State chambers of commerce in Georgia, Indiana, Mississippi and South Carolina have all come out against similar anti-LGBT legislation, but unlike proposals in other states, House Bill 2 includes provisions that make it much harder for workers to sue for job discrimination and that bans local governments from requiring contractors to pay a certain wage. Both are key priorities for the N.C. Chamber, Hall said.
"These are the kind of things they like. They want to get rid of liability," Hall said.…
After being conspicuously silent on the matter for over a month, declining to comment when asked if they played a part in drafting the new bill, the North Carolina Chamber of Commerce issued a statement calling for reopening the path to sue for employment discrimination in state court. But instead of calling for a return to the previous law, “the Chamber proposal create[s] a new bureaucratic maze for workers unlawfully terminated.” In fact, they model their suggestions on the already inadequate federal protections.

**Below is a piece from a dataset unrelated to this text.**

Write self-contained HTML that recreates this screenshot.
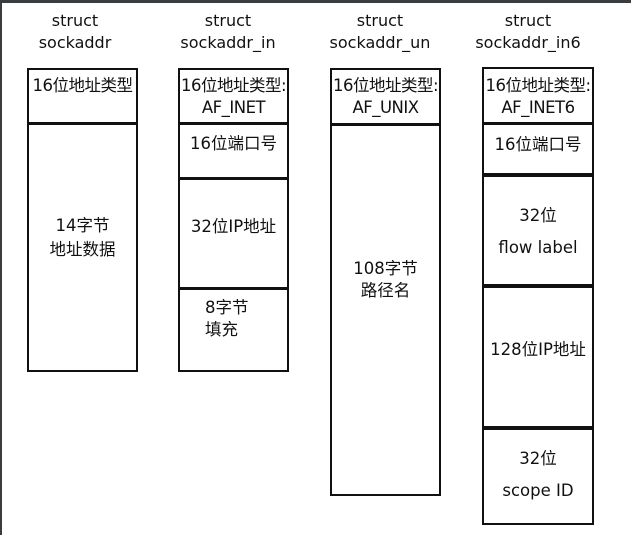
<!DOCTYPE html>
<html><head><meta charset="utf-8"><style>
body{margin:0;width:631px;height:535px;background:#fff;position:relative;overflow:hidden;font-family:"DejaVu Sans","Noto Sans CJK SC",sans-serif;color:#111}
.top{position:absolute;left:0;top:0;width:631px;height:3px;background:#3a3d40}
.left{position:absolute;left:0;top:0;width:2px;height:535px;background:#3a3d40}
.b{position:absolute;border:2px solid #111;box-sizing:border-box}
.h{position:absolute;height:3px;background:#111}
.t{position:absolute;font-size:16.5px;text-align:center;line-height:22px;white-space:nowrap}
.title{position:absolute;font-size:16px;text-align:center;line-height:22px;width:150px}
</style></head><body>
<div class="top"></div><div class="left"></div>

<div class="title" style="left:0;top:10px">struct<br>sockaddr</div>
<div class="title" style="left:153px;top:10px">struct<br>sockaddr_in</div>
<div class="title" style="left:305px;top:10px">struct<br>sockaddr_un</div>
<div class="title" style="left:453px;top:10px">struct<br>sockaddr_in6</div>

<div class="b" style="left:27px;top:68px;width:111px;height:304px"></div>
<div class="h" style="left:27px;top:122px;width:111px"></div>
<div class="t" style="left:27px;top:75px;width:111px;letter-spacing:-0.5px">16位地址类型</div>
<div class="t" style="left:27px;top:214px;width:111px;line-height:24px">14字节<br>地址数据</div>

<div class="b" style="left:178px;top:68px;width:111px;height:304px"></div>
<div class="h" style="left:178px;top:122px;width:111px"></div>
<div class="h" style="left:178px;top:177px;width:111px"></div>
<div class="h" style="left:178px;top:287px;width:111px"></div>
<div class="t" style="left:176px;top:75px;width:115px;letter-spacing:-0.5px">16位地址类型:<br>AF_INET</div>
<div class="t" style="left:178px;top:133px;width:111px">16位端口号</div>
<div class="t" style="left:178px;top:216px;width:111px">32位IP地址</div>
<div class="t" style="left:205px;top:297px;text-align:left">8字节<br>填充</div>

<div class="b" style="left:330px;top:68px;width:111px;height:428px"></div>
<div class="h" style="left:330px;top:123px;width:111px"></div>
<div class="t" style="left:328px;top:75px;width:115px;letter-spacing:-0.5px">16位地址类型:<br>AF_UNIX</div>
<div class="t" style="left:330px;top:258px;width:111px">108字节<br>路径名</div>

<div class="b" style="left:482px;top:67px;width:112px;height:458px"></div>
<div class="h" style="left:482px;top:122px;width:112px"></div>
<div class="h" style="left:482px;top:173px;width:112px;height:4px"></div>
<div class="h" style="left:482px;top:284px;width:112px;height:4px"></div>
<div class="h" style="left:482px;top:426px;width:112px;height:4px"></div>
<div class="t" style="left:480px;top:75px;width:116px;letter-spacing:-0.5px">16位地址类型:<br>AF_INET6</div>
<div class="t" style="left:482px;top:134px;width:112px">16位端口号</div>
<div class="t" style="left:482px;top:200px;width:112px;line-height:32px">32位<br>flow label</div>
<div class="t" style="left:482px;top:339px;width:112px">128位IP地址</div>
<div class="t" style="left:482px;top:443px;width:112px;line-height:32px">32位<br>scope ID</div>
</body></html>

According to Dick Taylor, head of N.C. Advocates for Justice,
The proposal would essentially graft complications of federal litigation onto state claims and create a new and expensive bureaucracy within the N.C. Department of Labor. The Chamber seeks to create new barriers for employees terminated unlawfully and new protections for employers violating the law.
And what if the U.S. Justice Department wins its case and gets a court to strike down the law? As to the “right to sue” section, a big nothing happens. As Laura Coates put it for CNN, “[U]ltimately, the reality is that the bill itself is likely a Trojan horse. Focusing on a visceral emotional response to the social policies … will allow the remaining provisions … to infiltrate unnoticed.”